SAP reported strong growth in cloud revenue and an increase in SAP S/4HANA adoption in financial results for the first quarter of 2019. SAP reported revenue of $6.8 billion in Q1 2019, an increase of 6.5% on a year-over-year basis.

The SAP earnings report highlights three business and technology segments: Applications, Technology, and Services (AT&S), which includes SAP S/4HANA, SAP Leonardo, SAP Cloud Platform and SAP Data Hub; the SAP Business Network (BN), which includes the cloud companies Ariba, Fieldglass, SuccessFactors and Concur; and Customer and Experience Management (CXM), which includes SAP C/4HANA and Qualtrics.

Revenue for AT&S rose 12% in Q1, about $5.5 billion. The SAP earnings report points to a 30% year-over-year increase in S/4HANA customers that now number 10,900. BN revenue was up 25% to about $825 million year-over-year. CXM revenue rose 100% to about $340 million.

Cloud revenue growth was strong around the world, particularly in the Asia-Pacific Japan, or APJ region, according to the SAP earnings report. International Financial Reporting Standards (IFRS) cloud revenue rose in APJ by 55%, the Americas by 45% and Europe by 42% in Q1.

SAP reported an IFRS operating loss of about $150 million or 136 million euros from the expected cost of the company's recent restructuring. The layoffs of more than 4,000 employees carry an upfront charge of about $988 million or 886 million euros, according to the SAP earnings report.

SAP cloud growth in Asia shows strength

George Lawrie, vice president and principal analyst at Forrester Research, called the growth of SAP S/4HANA customers and the reported first quarter cloud revenue as the two most notable highlights of the SAP earnings call.

"This shows continuing momentum in the S/4 HANA transition and in cloud software adoption," Lawrie said. "We were interested to see software license revenue up 4%, suggesting continued success in winning new customers and in extending the application footprint in existing customers."

The cloud revenue growth in APJ was also worth noting, as it outpaced both the Americas and EMEA, according to Lawrie.

"China and South Korea had a strong quarter," he said. "This bodes well for SAP to entrench its success in China, where some leading companies have in the past decided to write their own software rather than acquire packaged applications."

The reported IFRS operating loss as a result of the SAP restructuring charges shows that the company has acknowledged its need to retrain developers to keep pace with its transition to new technologies and cloud-deployed applications.

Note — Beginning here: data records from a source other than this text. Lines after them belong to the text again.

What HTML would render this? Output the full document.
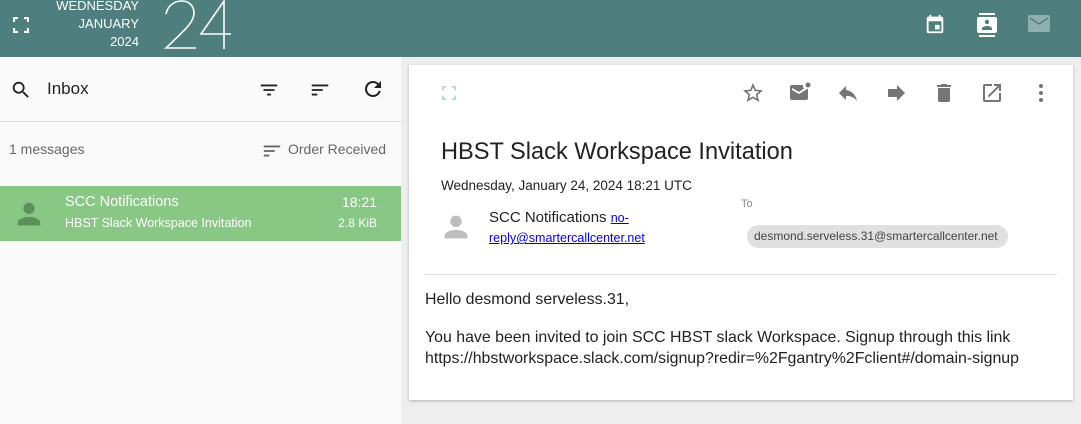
<!DOCTYPE html>
<html><head><style>
*{margin:0;padding:0;box-sizing:border-box}
body{width:1081px;height:424px;overflow:hidden;font-family:"Liberation Sans","DejaVu Sans",sans-serif;background:#eeeeee;position:relative}
.abs{position:absolute}
#hdr{left:0;top:0;width:1081px;height:57px;background:#4e7f7e}
#left{left:0;top:57px;width:401px;height:367px;background:#fafafa}
#card{left:409px;top:65px;width:664px;height:335px;background:#fff;box-shadow:0 1px 3px rgba(0,0,0,.25)}
.t{position:absolute;white-space:nowrap}
</style></head><body>
<div id="hdr" class="abs">
 <svg class="abs" style="left:13px;top:17px" width="16" height="16" viewBox="0 0 16 16" fill="none" stroke="#fff" stroke-width="2.2"><path d="M1 5V1h4M11 1h4v4M15 11v4h-4M5 15H1v-4"/></svg>
 <div class="t" style="right:942px;top:-3px;color:#fff;font-size:13px;text-align:right;line-height:18px">WEDNESDAY<br>JANUARY<br>2024</div>
 <svg class="abs" style="left:164px;top:0" width="70" height="52" viewBox="0 0 70 52" fill="none" stroke="#fff" stroke-width="1.6"><path d="M2 14C4 4 12 1 18 1c7 0 12 5 12 12 0 9-8 16-28 35h30"/><path d="M60 49V1L37 34h30"/></svg>
 <svg class="abs" style="left:924px;top:13px" width="22" height="22" viewBox="0 0 24 24" fill="#fff"><path d="M19 4h-1V2h-2v2H8V2H6v2H5a2 2 0 0 0-2 2v14a2 2 0 0 0 2 2h14a2 2 0 0 0 2-2V6a2 2 0 0 0-2-2zm0 16H5V9h14zM12 13h5v5h-5z"/></svg>
 <svg class="abs" style="left:975px;top:12px" width="24" height="26" viewBox="0 0 24 24" fill="#fff"><path d="M20 0H4v2h16zM4 24h16v-2H4zM20 4H4a2 2 0 0 0-2 2v12a2 2 0 0 0 2 2h16a2 2 0 0 0 2-2V6a2 2 0 0 0-2-2zm-8 2.8a2.2 2.2 0 1 1 0 4.4 2.2 2.2 0 0 1 0-4.4zM17 17H7v-1.5c0-1.700 3.3-2.5 5-2.5s5 .8 5 2.5z"/></svg>
 <svg class="abs" style="left:1028px;top:14px" width="22" height="20" viewBox="0 0 22 20"><rect x="0" y="1" width="22" height="17" rx="2" fill="#8fb0ae"/><path d="M2 4l9 6 9-6" fill="none" stroke="#4e7f7e" stroke-width="1.5"/></svg>
</div>
<div id="left" class="abs">
 <svg class="abs" style="left:10px;top:22px" width="22" height="22" viewBox="0 0 24 24" fill="#222"><path d="M15.5 14h-.8l-.3-.3A6.5 6.5 0 1 0 9.5 16a6.5 6.5 0 0 0 4.2-1.6l.3.3v.8l5 5 1.5-1.5zm-6 0A4.5 4.5 0 1 1 14 9.5 4.5 4.5 0 0 1 9.5 14z"/></svg>
 <div class="t" style="left:47px;top:22px;font-size:17px;color:#222">Inbox</div>
 <svg class="abs" style="left:258px;top:22px" width="22" height="22" viewBox="0 0 24 24" fill="#222"><path d="M10 18h4v-2h-4zM3 6v2h18V6zm3 7h12v-2H6z"/></svg>
 <svg class="abs" style="left:309px;top:22px" width="22" height="22" viewBox="0 0 24 24" fill="#222"><path d="M3 18h6v-2H3zM3 6v2h18V6zm0 7h12v-2H3z"/></svg>
 <svg class="abs" style="left:361px;top:20px" width="24" height="24" viewBox="0 0 24 24" fill="#222"><path d="M17.65 6.35A7.960 7.960 0 0 0 12 4a8 8 0 1 0 7.73 10h-2.08A6 6 0 1 1 12 6c1.66 0 3.140.69 4.220 1.780L13 11h7V4z"/></svg>
 <div class="abs" style="left:0;top:64px;width:401px;height:1px;background:#ddd"></div>
 <div class="t" style="left:9px;top:84px;font-size:14px;color:#666">1 messages</div>
 <svg class="abs" style="left:261px;top:83px" width="22" height="22" viewBox="0 0 24 24" fill="#666"><path d="M3 18h6v-2H3zM3 6v2h18V6zm0 7h12v-2H3z"/></svg>
 <div class="t" style="left:288px;top:84px;font-size:14px;color:#666">Order Received</div>
 <div class="abs" style="left:0;top:129px;width:401px;height:55px;background:#88c784">
  <svg class="abs" style="left:12px;top:11px" width="34" height="34" viewBox="0 0 24 24" fill="#5d8f5a"><path d="M12 12a4 4 0 1 0 0-8 4 4 0 0 0 0 8zm0 2c-2.700 0-8 1.300-8 4v2h16v-2c0-2.700-5.300-4-8-4z"/></svg>
  <div class="t" style="left:65px;top:8px;font-size:14.5px;color:#fff">SCC Notifications</div>
  <div class="t" style="left:65px;top:30px;font-size:12.5px;color:#fff">HBST Slack Workspace Invitation</div>
  <div class="t" style="right:24px;top:8px;font-size:14px;color:#fff">18:21</div>
  <div class="t" style="right:24px;top:30px;font-size:12px;color:#fff">2.8 KiB</div>
 </div>
</div>
<div id="card" class="abs">
 <svg class="abs" style="left:33px;top:21px" width="14" height="14" viewBox="0 0 16 16" fill="none" stroke="#9cc" stroke-width="1.5"><path d="M1 5V1h4M11 1h4v4M15 11v4h-4M5 15H1v-4"/></svg>
 <svg class="abs" style="left:332px;top:16px" width="24" height="24" viewBox="0 0 24 24" fill="#757575"><path d="M22 9.24l-7.19-.62L12 2 9.19 8.63 2 9.24l5.46 4.73L5.82 21 12 17.27 18.18 21l-1.63-7.03zM12 15.4l-3.76 2.27 1-4.28-3.32-2.88 4.38-.38L12 6.1l1.71 4.04 4.38.38-3.32 2.88 1 4.28z"/></svg>
 <svg class="abs" style="left:379px;top:15px" width="24" height="24" viewBox="0 0 24 24" fill="#757575"><path d="M20 8.5V18a2 2 0 0 1-2 2H4a2 2 0 0 1-2-2V7a2 2 0 0 1 2-2h11a4 4 0 0 0 1 3.5L11 12 4 8v2l7 4 6.5-4z"/><circle cx="20" cy="5" r="2.5"/></svg>
 <svg class="abs" style="left:427px;top:16px" width="24" height="24" viewBox="0 0 24 24" fill="#757575"><path d="M10 9V5l-7 7 7 7v-4.1c5 0 8.5 1.6 11 5.1-1-5-4-10-11-11z"/></svg>
 <svg class="abs" style="left:475px;top:16px" width="24" height="24" viewBox="0 0 24 24" fill="#757575"><path d="M13 8V4l8 8-8 8v-4H4V8z"/></svg>
 <svg class="abs" style="left:523px;top:16px" width="24" height="24" viewBox="0 0 24 24" fill="#757575"><path d="M6 19a2 2 0 0 0 2 2h8a2 2 0 0 0 2-2V7H6zM19 4h-3.5l-1-1h-5l-1 1H5v2h14z"/></svg>
 <svg class="abs" style="left:571px;top:16px" width="24" height="24" viewBox="0 0 24 24" fill="#757575"><path d="M19 19H5V5h7V3H5a2 2 0 0 0-2 2v14a2 2 0 0 0 2 2h14a2 2 0 0 0 2-2v-7h-2zM14 3v2h3.59l-9.83 9.83 1.41 1.41L19 6.41V10h2V3z"/></svg>
 <svg class="abs" style="left:620px;top:16px" width="24" height="24" viewBox="0 0 24 24" fill="#757575"><circle cx="12" cy="5" r="2"/><circle cx="12" cy="12" r="2"/><circle cx="12" cy="19" r="2"/></svg>
 <div class="t" style="left:32px;top:74px;font-size:23.6px;color:#222">HBST Slack Workspace Invitation</div>
 <div class="t" style="left:32px;top:113px;font-size:13.5px;color:#222">Wednesday, January 24, 2024 18:21 UTC</div>
 <svg class="abs" style="left:30px;top:145px" width="34" height="34" viewBox="0 0 24 24" fill="#bdbdbd"><path d="M12 12a4 4 0 1 0 0-8 4 4 0 0 0 0 8zm0 2c-2.700 0-8 1.300-8 4v2h16v-2c0-2.700-5.300-4-8-4z"/></svg>
 <div class="t" style="left:80px;top:144px;font-size:15px;color:#222">SCC Notifications <a style="color:#00e;font-size:12.5px;text-decoration:underline">no-</a></div>
 <div class="t" style="left:80px;top:166px;font-size:12.5px"><a style="color:#00e;text-decoration:underline">reply@smartercallcenter.net</a></div>
 <div class="t" style="left:332px;top:133px;font-size:11px;color:#888">To</div>
 <div class="abs" style="left:338px;top:160px;width:261px;height:23px;border-radius:12px;background:#e0e0e0"></div>
 <div class="t" style="left:345px;top:164px;font-size:12px;color:#444">desmond.serveless.31@smartercallcenter.net</div>
 <div class="abs" style="left:16px;top:209px;width:632px;height:1px;background:#ddd"></div>
 <div class="t" style="left:16px;top:226px;font-size:15.9px;color:#222">Hello desmond serveless.31,</div>
 <div class="t" style="left:16px;top:262px;font-size:15.9px;color:#222;line-height:21px">You have been invited to join SCC HBST slack Workspace. Signup through this link<br>https://hbstworkspace.slack.com/signup?redir=%2Fgantry%2Fclient#/domain-signup</div>
</div>
</body></html>
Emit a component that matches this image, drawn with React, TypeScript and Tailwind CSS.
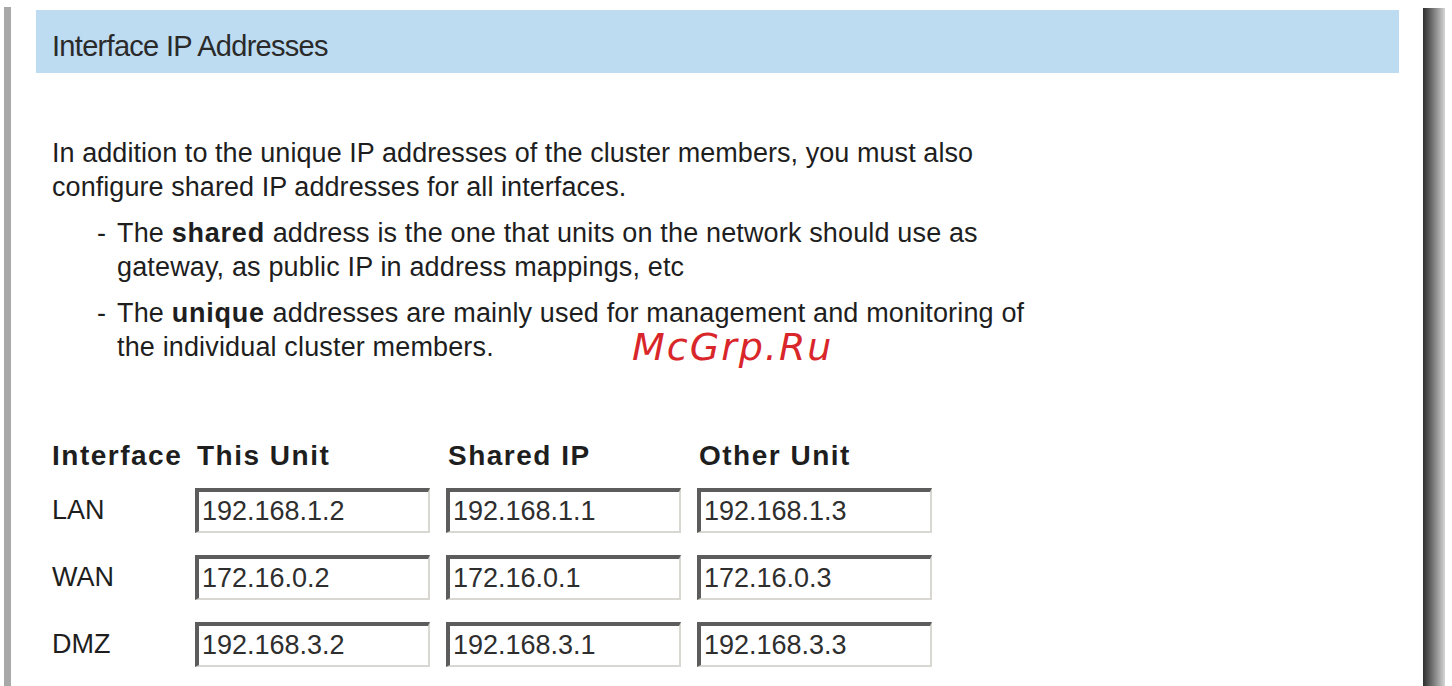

 "The improvement in free cash flow suggests that the investments in cloud deployments and new recurring revenue models are bearing fruit," Lawrie said. "The ambitious target of non-IFRS cloud gross margin of 75% by 2023 suggests that SAP can see the success of investments to contain costs so that they do not grow at the same rate as revenues. We suspect this may relate to an increased proportion [of] public cloud deployments in [the] future."